NVIDIA Toronto AI Lab open-sourced PiD (Pixel Diffusion) on May 21, 2026, a plug-and-play decoder that replaces the VAE in Stable Diffusion, FLUX, and Z-Image pipelines and outputs 2K or 4K images in a single distilled pass. The accompanying arXiv paper reports a 512 to 2048 decode in under one second on an RTX 5090 and 210 ms on a GB200, roughly six times faster than cascaded latent-then-upscale workflows.
How to Try It This Week
If you already run a diffusion pipeline locally, PiD is the easiest decoder swap you will see this year. Clone the repo, install dependencies, and download a backbone-matched checkpoint from huggingface.co/nvidia/PiD. The repo ships two inference modes: from_ldm_* for text-to-image with FLUX, FLUX2, SD3, or Z-Image, and from_clean_* for upscaling existing images through DINOv2 or SigLIP encoders. Pick the 2K checkpoint for a drop-in VAE replacement at 4x upscale, or the 2k-to-4k variant for a second pass that pushes output to 3840 pixels on the long edge. A multi-GPU launcher (torchrun) is included for batch jobs, and peak VRAM stays around 13 GB so a single RTX 4090 or 5090 is enough for sample-rate work.
What Happened
The Toronto AI Lab team (Yifan Lu, Qi Wu, Jay Zhangjie Wu, Zian Wang, Huan Ling, Sanja Fidler, and Xuanchi Ren) submitted PiD to arXiv on May 22 with a public GitHub release the day before.
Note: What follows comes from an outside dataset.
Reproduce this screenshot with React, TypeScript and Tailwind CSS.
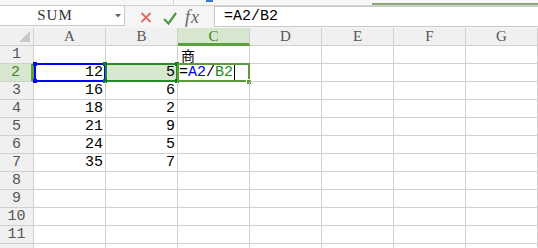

The technique reformulates the latent-to-pixel stage as a conditional pixel-space diffusion model rather than a reconstruction-trained VAE decoder, then distills the process down to four denoising steps. Crucially, the same decoder upsamples while decoding, collapsing two stages of the usual high-resolution pipeline into one. License is Apache 2.0, including commercial use.
Why It Matters for Creators
VAE artifacts (soft eyes, flat textures, color shifts) are the most common complaint in 2026 image-generator comparisons, and most fixes today require chaining a separate ESRGAN, SUPIR, or Topaz pass after generation. PiD removes that second pass entirely. For ComfyUI builders running Z-Image Turbo workflows or FLUX-based portrait pipelines, swapping in the matching PiD checkpoint should yield sharper hair, finer fabric weave, and cleaner skin micro-texture without changing the prompt or sampler. The 8x Scale-RAE variant in particular means a single 512 latent can fan out to a 4K hero asset suitable for print or large-format display.
Key Details
Backbones officially supported on day one: FLUX, FLUX2, SD3, Z-Image, plus encoder-side adapters for DINOv2 and SigLIP. Resolution ladder: 2K checkpoint at 4x upscale (so 512 latents go to 2048 pixels), 2k-to-4k checkpoint at 8x where the Scale-RAE variant is used. Quality benchmarks in the paper compare against the standard FLUX VAE, the SD3 VAE, and cascaded latent-upscale baselines on FID and CLIP score, with PiD matching or beating each. The project page hosts sample grids and a side-by-side video.
What to Do Next
Test PiD against your current decoder on a fixed seed and prompt set before swapping any production workflow. If you are on ComfyUI, watch for a community node within the next week (the API mirrors the standard vae_decode call closely). If you publish stills to clients, the Apache 2.0 license clears commercial work without further negotiation, which is unusual for an NVIDIA research drop. Keep an eye on the GitHub issues tab for the first wave of community-trained checkpoints on alternative backbones.